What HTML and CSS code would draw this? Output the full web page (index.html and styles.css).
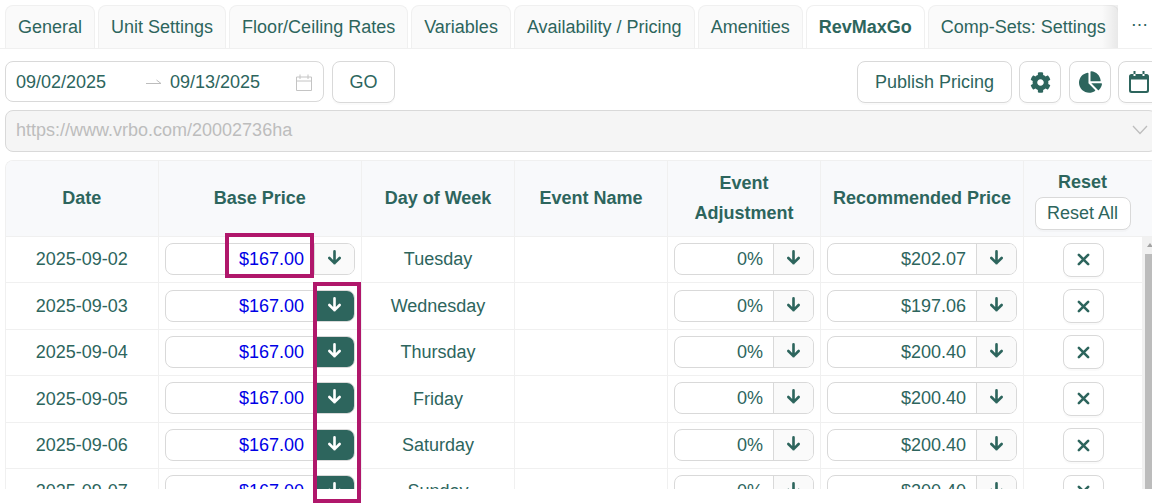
FILE: index.html
```html
<!DOCTYPE html>
<html lang="en">
<head>
<meta charset="utf-8">
<title>RevMaxGo</title>
<link rel="stylesheet" href="styles.css">
</head>
<body>
<svg class="defs" width="0" height="0">
  <defs>
    <symbol id="down" viewBox="0 0 16 16"><path d="M8 1.500V14M2.500 8.500 8 14l5.500-5.500" fill="none" stroke="currentColor" stroke-width="2.800" stroke-linecap="round" stroke-linejoin="round"/></symbol>
    <symbol id="x" viewBox="0 0 14 14"><path d="M2 2l10 10M12 2 2 12" fill="none" stroke="currentColor" stroke-width="2.800" stroke-linecap="round"/></symbol>
  </defs>
</svg>
<div class="page">
  <nav class="tabs">
    <div class="tablist">
      <span class="tab">General</span>
      <span class="tab">Unit Settings</span>
      <span class="tab">Floor/Ceiling Rates</span>
      <span class="tab">Variables</span>
      <span class="tab">Availability / Pricing</span>
      <span class="tab">Amenities</span>
      <span class="tab active">RevMaxGo</span>
      <span class="tab">Comp-Sets: Settings</span>
      <span class="tabfade"></span>
    </div>
    <span class="more">&#8943;</span>
  </nav>

  <div class="toolbar">
    <div class="range">
      <span class="date">09/02/2025</span>
      <svg class="swap" width="16" height="8" viewBox="0 0 16 8"><path d="M0 6.500h15L10.500 3" fill="none" stroke="#bdbdbd" stroke-width="1"/></svg>
      <span class="date">09/13/2025</span>
      <svg class="cal" width="16" height="17" viewBox="0 0 16 17"><path d="M.5 3h15v13.500H.5zM.5 7h15M4 .5V5M12 .5V5" fill="none" stroke="#c4c4c4" stroke-width="1"/></svg>
    </div>
    <button class="btn go">GO</button>
    <span class="spacer"></span>
    <button class="btn publish">Publish Pricing</button>
    <button class="btn icon">
      <svg width="21" height="21" viewBox="0 0 512 512"><path fill="currentColor" d="M487.4 315.7l-42.6-24.6c4.3-23.2 4.3-47 0-70.2l42.6-24.6c4.9-2.8 7.1-8.6 5.5-14-11.1-35.6-30-67.800-54.700-94.600-3.800-4.100-10-5.100-14.800-2.300L380.800 110c-17.900-15.400-38.500-27.300-60.800-35.100V25.800c0-5.600-3.900-10.500-9.400-11.700-36.700-8.200-74.300-7.800-109.200 0-5.500 1.200-9.400 6.100-9.400 11.700V75c-22.200 7.900-42.800 19.800-60.800 35.100L88.700 85.500c-4.900-2.800-11-1.900-14.800 2.300-24.700 26.700-43.600 58.900-54.700 94.600-1.700 5.400.6 11.200 5.500 14L67.300 221c-4.300 23.200-4.300 47 0 70.200l-42.600 24.600c-4.900 2.800-7.100 8.600-5.500 14 11.100 35.600 30 67.800 54.700 94.600 3.800 4.100 10 5.100 14.800 2.300l42.600-24.600c17.900 15.400 38.500 27.300 60.800 35.100v49.200c0 5.600 3.900 10.500 9.400 11.700 36.700 8.200 74.300 7.800 109.200 0 5.500-1.200 9.400-6.100 9.400-11.700v-49.200c22.200-7.900 42.800-19.800 60.800-35.100l42.600 24.600c4.900 2.800 11 1.900 14.800-2.300 24.700-26.700 43.600-58.900 54.700-94.600 1.500-5.500-.7-11.300-5.600-14.100zM256 336c-44.100 0-80-35.900-80-80s35.900-80 80-80 80 35.900 80 80-35.900 80-80 80z"/></svg>
    </button>
    <button class="btn icon">
      <svg width="23" height="22" viewBox="0 0 544 512"><path fill="currentColor" d="M527.79 288H290.5l158.03 158.03c6.04 6.04 15.98 6.53 22.19 .68 38.7-36.46 65.32-85.61 73.13-140.86 1.34-9.46-6.51-17.85-16.06-17.85zm-15.83-64.8C503.72 103.74 408.26 8.28 288.8.04 279.68-.59 272 7.1 272 16.24V240h223.77c9.14 0 16.82-7.68 16.19-16.8zM224 288V50.71c0-9.55-8.39-17.4-17.84-16.06C86.99 51.49-4.1 155.6.14 280.37 4.5 408.51 114.83 513.59 243.03 511.98c50.4-.63 96.97-16.87 135.26-44.03 7.9-5.6 8.42-17.23 1.57-24.08L224 288z"/></svg>
    </button>
    <button class="btn icon last">
      <svg width="20" height="22" viewBox="0 0 20 22"><path fill="currentColor" d="M2.500 3h15A2.500 2.500 0 0 1 20 5.500v14a2.500 2.500 0 0 1-2.500 2.500h-15A2.500 2.500 0 0 1 0 19.500v-14A2.500 2.500 0 0 1 2.500 3zM2 8.500v10.500a1 1 0 0 0 1 1h14a1 1 0 0 0 1-1V8.500zM4.500 0h2v5h-2zM13.500 0h2v5h-2z" fill-rule="evenodd"/></svg>
    </button>
  </div>

  <div class="urlbox">
    <span>https://www.vrbo.com/20002736ha</span>
    <svg width="16" height="10" viewBox="0 0 16 10"><path d="M1 1l7 7.500L15 1" fill="none" stroke="#bdbdbd" stroke-width="1.300"/></svg>
  </div>

  <div class="table">
    <div class="grid head">
      <div class="th">Date</div>
      <div class="th">Base Price</div>
      <div class="th">Day of Week</div>
      <div class="th">Event Name</div>
      <div class="th lines">Event<br>Adjustment</div>
      <div class="th">Recommended Price</div>
      <div class="th stack"><span>Reset</span><button class="btn resetall">Reset All</button></div>
    </div>
    <div class="body">
      <div class="grid row">
        <div class="td plain">2025-09-02</div>
        <div class="td"><div class="group"><span class="field blue">$167.00</span><span class="addon"><svg><use href="#down"/></svg></span></div></div>
        <div class="td plain">Tuesday</div><div class="td"></div>
        <div class="td"><div class="group"><span class="field">0%</span><span class="addon"><svg><use href="#down"/></svg></span></div></div>
        <div class="td"><div class="group"><span class="field">$202.07</span><span class="addon"><svg><use href="#down"/></svg></span></div></div>
        <div class="td"><button class="btn clear"><svg><use href="#x"/></svg></button></div>
      </div>
      <div class="grid row">
        <div class="td plain">2025-09-03</div>
        <div class="td"><div class="group"><span class="field blue">$167.00</span><span class="addon dark"><svg><use href="#down"/></svg></span></div></div>
        <div class="td plain">Wednesday</div><div class="td"></div>
        <div class="td"><div class="group"><span class="field">0%</span><span class="addon"><svg><use href="#down"/></svg></span></div></div>
        <div class="td"><div class="group"><span class="field">$197.06</span><span class="addon"><svg><use href="#down"/></svg></span></div></div>
        <div class="td"><button class="btn clear"><svg><use href="#x"/></svg></button></div>
      </div>
      <div class="grid row">
        <div class="td plain">2025-09-04</div>
        <div class="td"><div class="group"><span class="field blue">$167.00</span><span class="addon dark"><svg><use href="#down"/></svg></span></div></div>
        <div class="td plain">Thursday</div><div class="td"></div>
        <div class="td"><div class="group"><span class="field">0%</span><span class="addon"><svg><use href="#down"/></svg></span></div></div>
        <div class="td"><div class="group"><span class="field">$200.40</span><span class="addon"><svg><use href="#down"/></svg></span></div></div>
        <div class="td"><button class="btn clear"><svg><use href="#x"/></svg></button></div>
      </div>
      <div class="grid row">
        <div class="td plain">2025-09-05</div>
        <div class="td"><div class="group"><span class="field blue">$167.00</span><span class="addon dark"><svg><use href="#down"/></svg></span></div></div>
        <div class="td plain">Friday</div><div class="td"></div>
        <div class="td"><div class="group"><span class="field">0%</span><span class="addon"><svg><use href="#down"/></svg></span></div></div>
        <div class="td"><div class="group"><span class="field">$200.40</span><span class="addon"><svg><use href="#down"/></svg></span></div></div>
        <div class="td"><button class="btn clear"><svg><use href="#x"/></svg></button></div>
      </div>
      <div class="grid row">
        <div class="td plain">2025-09-06</div>
        <div class="td"><div class="group"><span class="field blue">$167.00</span><span class="addon dark"><svg><use href="#down"/></svg></span></div></div>
        <div class="td plain">Saturday</div><div class="td"></div>
        <div class="td"><div class="group"><span class="field">0%</span><span class="addon"><svg><use href="#down"/></svg></span></div></div>
        <div class="td"><div class="group"><span class="field">$200.40</span><span class="addon"><svg><use href="#down"/></svg></span></div></div>
        <div class="td"><button class="btn clear"><svg><use href="#x"/></svg></button></div>
      </div>
      <div class="grid row">
        <div class="td plain">2025-09-07</div>
        <div class="td"><div class="group"><span class="field blue">$167.00</span><span class="addon dark"><svg><use href="#down"/></svg></span></div></div>
        <div class="td plain">Sunday</div><div class="td"></div>
        <div class="td"><div class="group"><span class="field">0%</span><span class="addon"><svg><use href="#down"/></svg></span></div></div>
        <div class="td"><div class="group"><span class="field">$200.40</span><span class="addon"><svg><use href="#down"/></svg></span></div></div>
        <div class="td"><button class="btn clear"><svg><use href="#x"/></svg></button></div>
      </div>
      <div class="scrollbar"><i class="up"></i><i class="thumb"></i></div>
    </div>
  </div>

  <div class="mark mark-price"></div>
  <div class="mark mark-buttons"></div>
</div>
</body>
</html>
```

FILE: styles.css
```css
* { box-sizing: border-box; }
html, body { margin: 0; background: #fff; }
body { width: 1152px; height: 504px; overflow: hidden; }
.defs { position: absolute; }
.page {
  position: relative;
  width: 1152px;
  height: 504px;
  overflow: hidden;
  padding: 5px 0 0 5px;
  font-family: "Liberation Sans", Arial, sans-serif;
  font-size: 18px;
  color: #2d655d;
}

/* Tabs */
.tabs {
  display: flex;
  height: 44px;
  margin-left: -5px;
  padding-left: 5px;
  border-bottom: 1px solid #f0f0f0;
}
.tablist {
  position: relative;
  display: flex;
  gap: 3px;
  width: 1113px;
  overflow: hidden;
}
.tab {
  flex: none;
  height: 43px;
  padding: 0 12px;
  line-height: 43px;
  white-space: nowrap;
  background: #fafafa;
  border: 1px solid #f0f0f0;
  border-bottom: 0;
  border-radius: 8px 8px 0 0;
}
.tab.active {
  height: 44px;
  background: #fff;
  font-weight: 700;
}
.tabfade {
  position: absolute;
  top: 0;
  right: 0;
  width: 16px;
  height: 43px;
  background: linear-gradient(to right, rgba(0,0,0,0), rgba(0,0,0,.07));
}
.more {
  margin-left: 13px;
  font-size: 17px;
  line-height: 40px;
}

/* Toolbar */
.toolbar {
  display: flex;
  align-items: flex-start;
  gap: 8px;
  margin-top: 12px;
  width: 1155px;
}
.spacer { flex: 1; }
.btn {
  font: inherit;
  color: inherit;
  background: #fff;
  border: 1px solid #d9d9d9;
  border-radius: 8px;
  box-shadow: 0 2px 0 rgba(0,0,0,.02);
  padding: 0;
}
.range {
  display: flex;
  align-items: center;
  width: 319px;
  height: 41px;
  padding: 1px 11px 0 10px;
  border: 1px solid #d9d9d9;
  border-radius: 8px;
}
.date { flex: none; width: 91px; }
.swap { margin: -2px 8px 0 39px; flex: none; }
.cal { margin-left: auto; }
.go { width: 63px; height: 42px; }
.publish { width: 155px; height: 42px; margin-right: -1px; }
.icon {
  display: flex;
  align-items: center;
  justify-content: center;
  width: 42px;
  height: 42px;
  flex: none;
}
.icon.last { margin-left: -1px; }

/* URL */
.urlbox {
  display: flex;
  align-items: center;
  justify-content: space-between;
  height: 42px;
  width: 1152px;
  margin-top: 7px;
  padding: 0 8px 2px 10px;
  background: #f5f5f5;
  border: 1px solid #d9d9d9;
  border-radius: 8px;
  color: #bdbdbd;
}

/* Table */
.table {
  margin-top: 8px;
  width: 1152px;
  height: 329px;
  overflow: hidden;
  border-top: 1px solid #f0f0f0;
  border-left: 1px solid #f0f0f0;
  border-radius: 8px 0 0 0;
}
.grid {
  display: grid;
  grid-template-columns: 152.500px 203.500px 153px 153px 153px 203px 1fr;
}
.head {
  height: 76px;
  background: #f8f9fb;
  border-bottom: 1px solid #f0f0f0;
  font-weight: 700;
}
.th {
  display: flex;
  align-items: center;
  justify-content: center;
  text-align: center;
  border-right: 1px solid #f0f0f0;
  line-height: 30px;
  padding-bottom: 2px;
}
.th:last-child { border-right: 0; padding-right: 16px; }
.stack { flex-direction: column; line-height: 20px; padding-top: 6px; }
.resetall {
  width: 96px;
  height: 33px;
  margin-top: 5px;
  font-weight: 400;
}
.body { position: relative; height: 252px; overflow: hidden; }
.row {
  height: 46.4px;
  border-bottom: 1px solid #f0f0f0;
}
.td {
  display: flex;
  align-items: center;
  justify-content: center;
  border-right: 1px solid #f0f0f0;
  padding: 0 6px;
  min-width: 0;
  padding-bottom: 1px;
}
.td.plain { padding-bottom: 0; padding-top: 0.5px; }
.td:last-child { border-right: 0; padding-right: 20px; padding-top: 1px; }
.group {
  display: flex;
  width: 100%;
  height: 32px;
  border: 1px solid #d9d9d9;
  border-radius: 8px;
  overflow: hidden;
  background: #fff;
}
.field {
  flex: 1;
  min-width: 0;
  text-align: right;
  padding-right: 10px;
  line-height: 30px;
}
.blue { color: #0000e6; }
.addon {
  display: flex;
  align-items: center;
  justify-content: center;
  flex: none;
  width: 40px;
  background: #fafafa;
  border-left: 1px solid #d9d9d9;
}
.addon svg { width: 15px; height: 15px; margin-top: -3px; margin-left: -1px; }
.addon.dark {
  background: #2d655d;
  border-left: 0;
  color: #fff;
  margin: -1px -1px -1px 0;
  width: 41px;
  border-radius: 0 8px 8px 0;
}
.clear {
  display: flex;
  align-items: center;
  justify-content: center;
  width: 41px;
  height: 34px;
}
.clear svg { width: 13px; height: 13px; }
.scrollbar {
  position: absolute;
  top: 0;
  right: 5px;
  width: 10px;
  height: 100%;
  background: #f1f1f1;
}
.up {
  display: block;
  margin: 6px 0 0 5px;
  width: 0;
  height: 0;
  border: 3px solid transparent;
  border-top: 0;
  border-bottom: 4px solid #a3a3a3;
}
.thumb {
  display: block;
  margin: 7px 0 0 3px;
  height: 240px;
  background: #bcbcbc;
}

/* Annotations */
.mark {
  position: absolute;
  border: 4px solid #b0176b;
}
.mark-price { left: 225px; top: 233px; width: 89px; height: 45px; }
.mark-buttons { left: 313px; top: 282px; width: 48px; height: 221px; }
```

■ **DESCRIPTION OF THE TASK**
Copy all lines from the data that hold the word "page".

■ **RESPONSE**
What HTML and CSS code would draw this? Output the full web page (index.html and styles.css).
<div class="page">
.page {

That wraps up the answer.